The Clean Energy Incentive Program, which DEP has stated they wish to incorporate into their state plan, and the Federal Implementation Plan have yet to be published by the EPA. Furthermore, given Pennsylvania’s current fiscal status, there are serious concerns regarding the resources that will be wasted attempting to develop a compliance plan, at the expense of the taxpayers, for a rule that may significantly be altered or thrown out entirely by the Federal Courts.
Pennsylvania ranks first and second nationally in energy production and exports. Whether or not DEP has been privy to the EPA and National Governor’s Association’s compliance plan modeling, the industry’s importance to the Commonwealth for sales revenue, jobs and the economy should be reason enough to not be the poster child for rushed compliance with a regulation that inserts Federal oversight into Pennsylvania’s energy economy.
When questioned, there have been several reasons the Wolf Administration has used to justify their decision to forgo the two-year extension.

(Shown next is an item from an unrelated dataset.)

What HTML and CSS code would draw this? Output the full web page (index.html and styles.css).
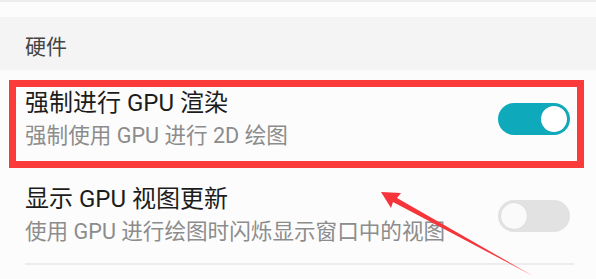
FILE: index.html
```html
<!DOCTYPE html>
<html lang="zh-CN">
<head>
    <meta charset="UTF-8">
    <meta name="viewport" content="width=device-width, initial-scale=1.0">
    <title>硬件</title>
    <link rel="stylesheet" href="styles.css">
</head>
<body>
    <div class="top-strip"></div>
    <div class="gap"></div>

    <div class="section-header">硬件</div>

    <div class="pref-row">
        <div class="pref-text">
            <div class="pref-title">强制进行 GPU 渲染</div>
            <div class="pref-summary">强制使用 GPU 进行 2D 绘图</div>
        </div>
        <div class="switch on"><span class="knob"></span></div>
    </div>

    <div class="pref-row">
        <div class="pref-text">
            <div class="pref-title">显示 GPU 视图更新</div>
            <div class="pref-summary">使用 GPU 进行绘图时闪烁显示窗口中的视图</div>
        </div>
        <div class="switch"><span class="knob"></span></div>
    </div>
    <div class="divider"></div>

    <!-- annotation overlay -->
    <div class="highlight-box"></div>
    <svg class="arrow" width="596" height="279" viewBox="0 0 596 279">
        <polygon points="381,192 401,193 397,198 533,276 393,202 391,208" fill="#f5353a"/>
    </svg>
</body>
</html>
```

FILE: styles.css
```css
body { margin: 0; background: #fcfcfc; font-family: Roboto, "Noto Sans CJK SC", sans-serif; position: relative; height: 279px; overflow: hidden; }
.top-strip { height: 2px; background: #ececec; }
.gap { height: 15px; }
.section-header { height: 53px; box-sizing: border-box; padding: 18px 0 0 25px; background: #f4f4f4; color: #444; font-size: 21px; line-height: 25px; }
.pref-row { display: flex; align-items: center; justify-content: space-between; height: 98px; box-sizing: border-box; padding: 0 26px 0 25px; }
.pref-row + .pref-row { height: 95px; }
.pref-title { font-size: 24px; line-height: 30px; color: #1c1c1c; }
.pref-summary { font-size: 21.6px; line-height: 30px; margin-top: 3px; color: #8c8c8c; }
.switch { width: 72px; height: 32px; border-radius: 16px; background: #e2e2e2; position: relative; flex-shrink: 0; }
.switch .knob { position: absolute; top: 3px; left: 3px; width: 26px; height: 26px; border-radius: 50%; background: #fafafa; box-shadow: 0 0 1px rgba(0,0,0,0.15); }
.switch.on { background: #0eaabc; }
.switch.on .knob { left: auto; right: 3px; background: #fff; }
.divider { height: 2px; background: #ececec; margin: 0 22px 0 25px; }
.highlight-box { position: absolute; left: 9px; top: 80px; width: 575px; height: 88px; box-sizing: border-box; border: 7px solid #fb3a3a; }
.arrow { position: absolute; left: 0; top: 0; }
```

See the fact check below and click here to download.
To address Mark Szybist’s claim on the Natural Resources Defense Council blog that the Pennsylvania Coal Alliance has misrepresented the generation data in the above fact sheet, it is important to note that this includes Pennsylvania gross generation, not just generation capacity. This is an important distinction as generators do not operate at their full capacity on a 24/7 basis and this is what was actually generated in Pennsylvania. According to the Energy Information Administration, in 2014, wind and solar only generated at 34% and 25% of their capacity, respectively. The wind doesn’t always blow and the sun doesn’t always shine, so while they may have the potential to offer X generation, the capacity that they generated in 2014 was only Y.
The $73 billion extension of the Federal Wind and Solar Tax Credit will continue to supply renewable energy sources with the funds necessary to make them viable within the electric market. And in Pennsylvania, the Alternative Energy Portfolio Standard will continue to require utilities to purchase a portion of renewables, regardless of their price.
And as a result, the market will continue to be tilted in favor of renewables and Pennsylvania’s energy landscape will continue to develop and evolve. But for now, decisions should appropriately be left to the Commonwealth’s state and local officials and not federal agencies using regulations to force policy decisions on the state level.
We urge the Wolf Administration to cease compliance plan development until the final legality of the Clean Power Plan is decided.